--- GIVEN INFORMATION ---
===============
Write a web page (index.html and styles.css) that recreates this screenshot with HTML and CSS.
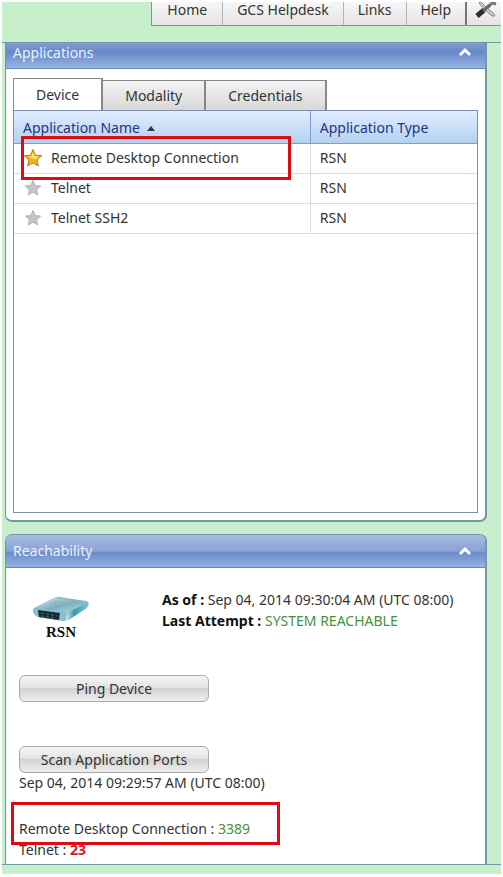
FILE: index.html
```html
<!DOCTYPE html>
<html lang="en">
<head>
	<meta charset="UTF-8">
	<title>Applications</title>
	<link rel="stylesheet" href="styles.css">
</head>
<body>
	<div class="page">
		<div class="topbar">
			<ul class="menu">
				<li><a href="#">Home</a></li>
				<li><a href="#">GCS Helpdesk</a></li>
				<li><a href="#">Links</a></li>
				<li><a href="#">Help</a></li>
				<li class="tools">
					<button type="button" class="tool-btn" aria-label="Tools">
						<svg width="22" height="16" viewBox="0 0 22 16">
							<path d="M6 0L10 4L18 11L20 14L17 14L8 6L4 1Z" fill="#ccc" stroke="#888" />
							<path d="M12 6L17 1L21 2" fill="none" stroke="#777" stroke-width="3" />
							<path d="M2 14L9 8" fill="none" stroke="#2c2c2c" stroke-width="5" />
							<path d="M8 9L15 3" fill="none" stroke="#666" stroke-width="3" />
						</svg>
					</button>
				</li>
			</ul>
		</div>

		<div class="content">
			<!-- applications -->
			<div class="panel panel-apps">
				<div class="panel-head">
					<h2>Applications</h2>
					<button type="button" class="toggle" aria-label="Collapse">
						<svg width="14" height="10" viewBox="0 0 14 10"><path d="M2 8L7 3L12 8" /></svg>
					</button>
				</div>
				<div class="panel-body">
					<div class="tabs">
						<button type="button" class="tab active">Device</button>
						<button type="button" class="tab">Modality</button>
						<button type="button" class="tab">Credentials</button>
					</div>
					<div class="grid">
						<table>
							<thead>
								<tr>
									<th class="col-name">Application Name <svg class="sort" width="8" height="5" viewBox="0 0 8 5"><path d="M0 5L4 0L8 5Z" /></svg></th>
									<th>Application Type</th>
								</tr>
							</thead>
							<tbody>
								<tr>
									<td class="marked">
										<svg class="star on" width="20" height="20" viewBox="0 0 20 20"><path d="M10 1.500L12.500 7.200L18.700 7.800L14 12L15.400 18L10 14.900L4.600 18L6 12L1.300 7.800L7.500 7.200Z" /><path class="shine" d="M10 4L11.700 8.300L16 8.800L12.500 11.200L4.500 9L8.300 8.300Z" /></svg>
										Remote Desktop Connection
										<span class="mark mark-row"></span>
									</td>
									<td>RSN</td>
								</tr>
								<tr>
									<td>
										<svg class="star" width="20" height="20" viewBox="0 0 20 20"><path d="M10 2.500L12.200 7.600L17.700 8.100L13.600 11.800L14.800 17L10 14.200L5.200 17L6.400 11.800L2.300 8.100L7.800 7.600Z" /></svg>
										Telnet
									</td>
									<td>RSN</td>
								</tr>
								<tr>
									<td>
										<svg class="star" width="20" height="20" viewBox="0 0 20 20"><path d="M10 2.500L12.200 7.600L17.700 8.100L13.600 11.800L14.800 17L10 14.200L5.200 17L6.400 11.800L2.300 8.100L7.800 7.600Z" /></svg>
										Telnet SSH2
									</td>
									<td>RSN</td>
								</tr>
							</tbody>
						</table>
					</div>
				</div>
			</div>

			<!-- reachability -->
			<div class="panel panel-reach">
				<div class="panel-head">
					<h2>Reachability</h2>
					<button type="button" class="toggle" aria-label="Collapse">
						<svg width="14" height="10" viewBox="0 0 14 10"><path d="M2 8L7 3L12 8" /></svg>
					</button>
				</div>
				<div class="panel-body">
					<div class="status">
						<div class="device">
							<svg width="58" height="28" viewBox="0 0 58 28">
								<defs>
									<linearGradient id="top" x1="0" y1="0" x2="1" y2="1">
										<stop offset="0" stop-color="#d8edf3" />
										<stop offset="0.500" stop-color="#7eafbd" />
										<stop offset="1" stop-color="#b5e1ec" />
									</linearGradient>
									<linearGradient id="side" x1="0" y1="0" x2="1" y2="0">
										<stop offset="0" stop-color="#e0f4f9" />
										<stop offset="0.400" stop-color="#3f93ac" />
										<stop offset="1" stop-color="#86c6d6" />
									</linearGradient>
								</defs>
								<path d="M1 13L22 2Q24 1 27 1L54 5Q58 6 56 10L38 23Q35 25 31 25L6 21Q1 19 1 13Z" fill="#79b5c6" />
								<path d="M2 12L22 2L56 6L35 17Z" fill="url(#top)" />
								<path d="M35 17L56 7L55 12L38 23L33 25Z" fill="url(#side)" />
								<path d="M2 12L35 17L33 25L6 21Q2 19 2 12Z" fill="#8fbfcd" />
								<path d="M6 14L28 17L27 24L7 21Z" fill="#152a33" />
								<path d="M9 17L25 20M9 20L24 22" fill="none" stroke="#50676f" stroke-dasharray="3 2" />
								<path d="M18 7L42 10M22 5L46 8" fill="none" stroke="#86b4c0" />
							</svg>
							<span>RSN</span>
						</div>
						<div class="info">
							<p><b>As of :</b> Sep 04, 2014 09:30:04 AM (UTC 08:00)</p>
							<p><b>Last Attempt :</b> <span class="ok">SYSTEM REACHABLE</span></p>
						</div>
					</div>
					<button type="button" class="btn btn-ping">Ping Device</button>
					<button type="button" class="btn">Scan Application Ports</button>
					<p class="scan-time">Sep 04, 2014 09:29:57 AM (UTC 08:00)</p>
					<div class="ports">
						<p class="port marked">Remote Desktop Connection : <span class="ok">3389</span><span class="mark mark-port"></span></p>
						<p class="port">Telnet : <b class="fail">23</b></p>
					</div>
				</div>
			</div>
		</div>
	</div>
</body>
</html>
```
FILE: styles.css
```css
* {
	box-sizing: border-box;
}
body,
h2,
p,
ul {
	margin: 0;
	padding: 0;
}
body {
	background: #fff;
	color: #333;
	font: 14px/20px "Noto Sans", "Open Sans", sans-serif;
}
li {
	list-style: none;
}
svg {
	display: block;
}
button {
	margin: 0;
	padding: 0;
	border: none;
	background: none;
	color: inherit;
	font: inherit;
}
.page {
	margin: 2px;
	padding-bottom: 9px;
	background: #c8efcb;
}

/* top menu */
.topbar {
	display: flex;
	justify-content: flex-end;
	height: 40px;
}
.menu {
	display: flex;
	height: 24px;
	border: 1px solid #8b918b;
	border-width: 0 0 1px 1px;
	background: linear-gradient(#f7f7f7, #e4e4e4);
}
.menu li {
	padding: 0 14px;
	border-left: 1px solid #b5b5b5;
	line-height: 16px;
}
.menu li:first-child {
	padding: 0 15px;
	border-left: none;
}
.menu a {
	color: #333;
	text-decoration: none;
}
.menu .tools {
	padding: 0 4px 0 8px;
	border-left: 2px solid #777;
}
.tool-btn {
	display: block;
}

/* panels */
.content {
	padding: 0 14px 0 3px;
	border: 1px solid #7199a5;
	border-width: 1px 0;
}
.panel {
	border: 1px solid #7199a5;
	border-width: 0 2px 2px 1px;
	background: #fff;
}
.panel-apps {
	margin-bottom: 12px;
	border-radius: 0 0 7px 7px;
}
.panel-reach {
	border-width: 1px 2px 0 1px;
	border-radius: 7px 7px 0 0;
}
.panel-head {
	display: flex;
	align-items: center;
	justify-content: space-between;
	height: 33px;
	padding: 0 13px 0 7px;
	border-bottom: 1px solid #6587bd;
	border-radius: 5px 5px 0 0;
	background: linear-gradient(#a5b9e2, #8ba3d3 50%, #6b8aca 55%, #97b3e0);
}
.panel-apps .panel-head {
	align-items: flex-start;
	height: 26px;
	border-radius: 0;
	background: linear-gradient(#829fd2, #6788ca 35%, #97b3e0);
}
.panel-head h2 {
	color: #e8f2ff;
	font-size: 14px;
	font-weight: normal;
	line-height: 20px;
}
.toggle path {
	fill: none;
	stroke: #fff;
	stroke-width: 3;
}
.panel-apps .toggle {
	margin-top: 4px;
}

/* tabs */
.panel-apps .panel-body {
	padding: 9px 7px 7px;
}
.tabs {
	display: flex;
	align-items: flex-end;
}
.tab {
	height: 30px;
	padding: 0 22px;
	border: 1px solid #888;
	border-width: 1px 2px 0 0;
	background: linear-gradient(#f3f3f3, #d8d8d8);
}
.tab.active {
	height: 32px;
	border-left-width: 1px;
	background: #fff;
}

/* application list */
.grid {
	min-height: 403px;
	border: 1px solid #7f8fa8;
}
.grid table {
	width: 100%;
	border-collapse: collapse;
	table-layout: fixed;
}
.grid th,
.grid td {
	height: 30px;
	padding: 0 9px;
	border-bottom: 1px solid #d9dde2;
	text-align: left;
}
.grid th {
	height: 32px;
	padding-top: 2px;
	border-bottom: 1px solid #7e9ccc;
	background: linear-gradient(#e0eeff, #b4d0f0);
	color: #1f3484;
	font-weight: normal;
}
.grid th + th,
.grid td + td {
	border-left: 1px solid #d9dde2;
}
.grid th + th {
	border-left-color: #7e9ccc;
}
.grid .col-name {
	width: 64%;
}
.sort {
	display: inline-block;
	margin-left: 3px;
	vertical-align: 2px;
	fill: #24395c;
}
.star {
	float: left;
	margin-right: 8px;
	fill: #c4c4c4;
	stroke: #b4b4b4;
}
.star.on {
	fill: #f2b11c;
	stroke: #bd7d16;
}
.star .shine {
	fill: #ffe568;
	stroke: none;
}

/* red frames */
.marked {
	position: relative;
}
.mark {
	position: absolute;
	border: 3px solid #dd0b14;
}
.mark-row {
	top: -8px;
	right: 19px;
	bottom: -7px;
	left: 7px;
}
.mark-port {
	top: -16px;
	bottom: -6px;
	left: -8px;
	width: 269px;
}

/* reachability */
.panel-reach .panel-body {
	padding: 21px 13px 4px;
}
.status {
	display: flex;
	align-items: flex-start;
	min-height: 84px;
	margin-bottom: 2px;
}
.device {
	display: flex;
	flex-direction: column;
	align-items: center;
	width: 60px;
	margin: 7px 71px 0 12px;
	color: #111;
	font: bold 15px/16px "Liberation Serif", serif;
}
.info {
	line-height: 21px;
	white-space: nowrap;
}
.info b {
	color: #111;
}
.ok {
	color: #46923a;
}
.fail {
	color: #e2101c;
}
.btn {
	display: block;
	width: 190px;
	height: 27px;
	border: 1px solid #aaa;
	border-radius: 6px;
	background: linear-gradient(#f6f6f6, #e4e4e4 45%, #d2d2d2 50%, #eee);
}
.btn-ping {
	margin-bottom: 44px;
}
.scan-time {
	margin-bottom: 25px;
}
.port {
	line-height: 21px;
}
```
===============
--- YOUR INSTRUCTIONS ---
Check each line above for the word "index", and copy the lines where it appears.

--- RESPONSE ---
Write a web page (index.html and styles.css) that recreates this screenshot with HTML and CSS.
FILE: index.html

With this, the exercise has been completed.